So far, we’ve been talking about electricity as an organised movement of electrons, but there is another form of electricity: it is called static electricity because in this instance the electrons can’t move. It is the case in insulating materials (*): when two insulating materials are rubbed against each other, electrons are stripped from one and transferred to the other.

(*) This happens in conducting materials as well, when they are isolated from other conductors. The charges are then evenly distributed throughout the material. This is for example what occurs in a moving car in dry weather: it charges itself with static electricity by friction with the air. The body is a conductor, but it is isolated from the ground by the tyres.

The quantity of exchanged charges depends on the materials put in contact, their surface and the percentage of humidity. Some materials can lose or acquire charges very easily, thus becoming more positive or negative respectively.

Classification of materials according to their propensity to become positively charged (from + to – ):
Rabbit fur – glass – nylon – wool – cat fur – cotton – silk – Dacron – polyvinyl chloride – polyethylene – rubber – Teflon

Note: Friction is not necessary for the transfer of charges from one material to another. In fact, friction only amplifies the transfer process which otherwise naturally occurs by simple contact between the two materials.

 

Let’s look at the balloon example.

(1) Both the balloon and the hair are initially neutral (before friction), that means they contain just as many negative charges as positive;

(2) Friction between the balloon and the hair causes a transfer of electrons from the hair to the balloon: the balloon is then negatively charged;

(3) When the negatively charged balloon is placed near the ceiling, it will locally modify the charge distribution on the ceiling: positive charges get closer, negative charges further away. The balloon will then stick to the ceiling by electrostatic attraction.

Both balloon and ceiling will slowly return to neutrality of charge and the balloon will progressively detach itself from the ceiling.

The neutralisation of charges can take different paths, depending on the conductivity of the medium separating the charged surfaces and that of the surfaces themselves. In our example, the humidity in the air allows the negative charges to flow from the balloon to the water molecules in the air. When the air is dry, the balloon remains attracted to the ceiling longer.

When the neutralisation of the charges occurs practically instantly, we speak of electrostatic discharge.

During the discharge, the electric potential of the two materials which were different because of the accumulation of negative charges on one and positive charges on the other, are equalised.

What happens when we feel an electric shock when we get out of a car and touch the body, especially when it’s freezing outside (*) ?

The friction of the air on the car’s body when in motion charges the body with static electricity. Since the tyres isolate the car from the ground, the car will reach a higher electric potential than the earth. Being inside the car, we are subjected to that same potential.

When we put our feet on the ground to get out of the car, assuming that the resistance of the sole of our shoes is not too high, the charges will drain to the ground, and we’ll now be at the same potential as the earth.

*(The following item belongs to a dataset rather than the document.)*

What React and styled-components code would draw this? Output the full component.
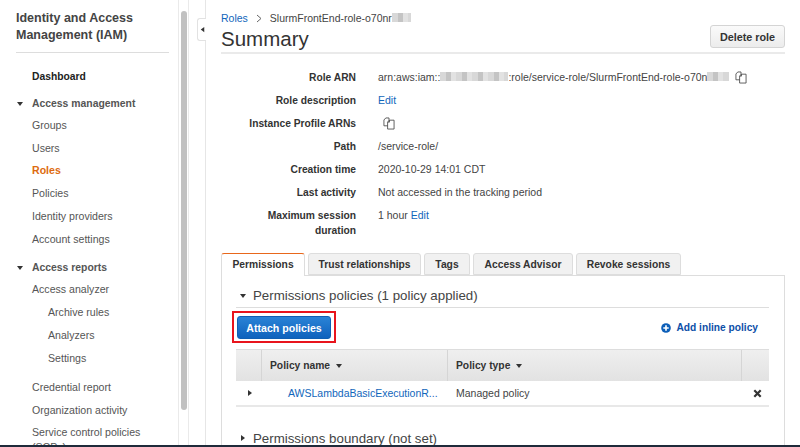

If after having our feet on the ground, we touch the car’s body, the electric charges on the car will also drain to the ground, following the path of least resistance, this time our own body. The circuit can close shortly before actual physical contact with the car, through the breakdown of the air gap: a good electrical contact with the car’s body (low resistance) coupled with a very small surface (here the end of a finger) produces an intense and localised current (a few amps) which causes this well known unpleasant sensation, but which is actually benign. The discharge is quasi-instantaneous (a few nanoseconds).

On the other hand, if we touch the car’s body before we put our feet on the ground, there is very little exchange of charges as our body’s potential is nearly identical to that of the car. When we put our foot on the ground, all the charges, ours and the car’s will drain to the ground. No sensation will be felt either in our hands or our feet since the contact between car and earth is already established.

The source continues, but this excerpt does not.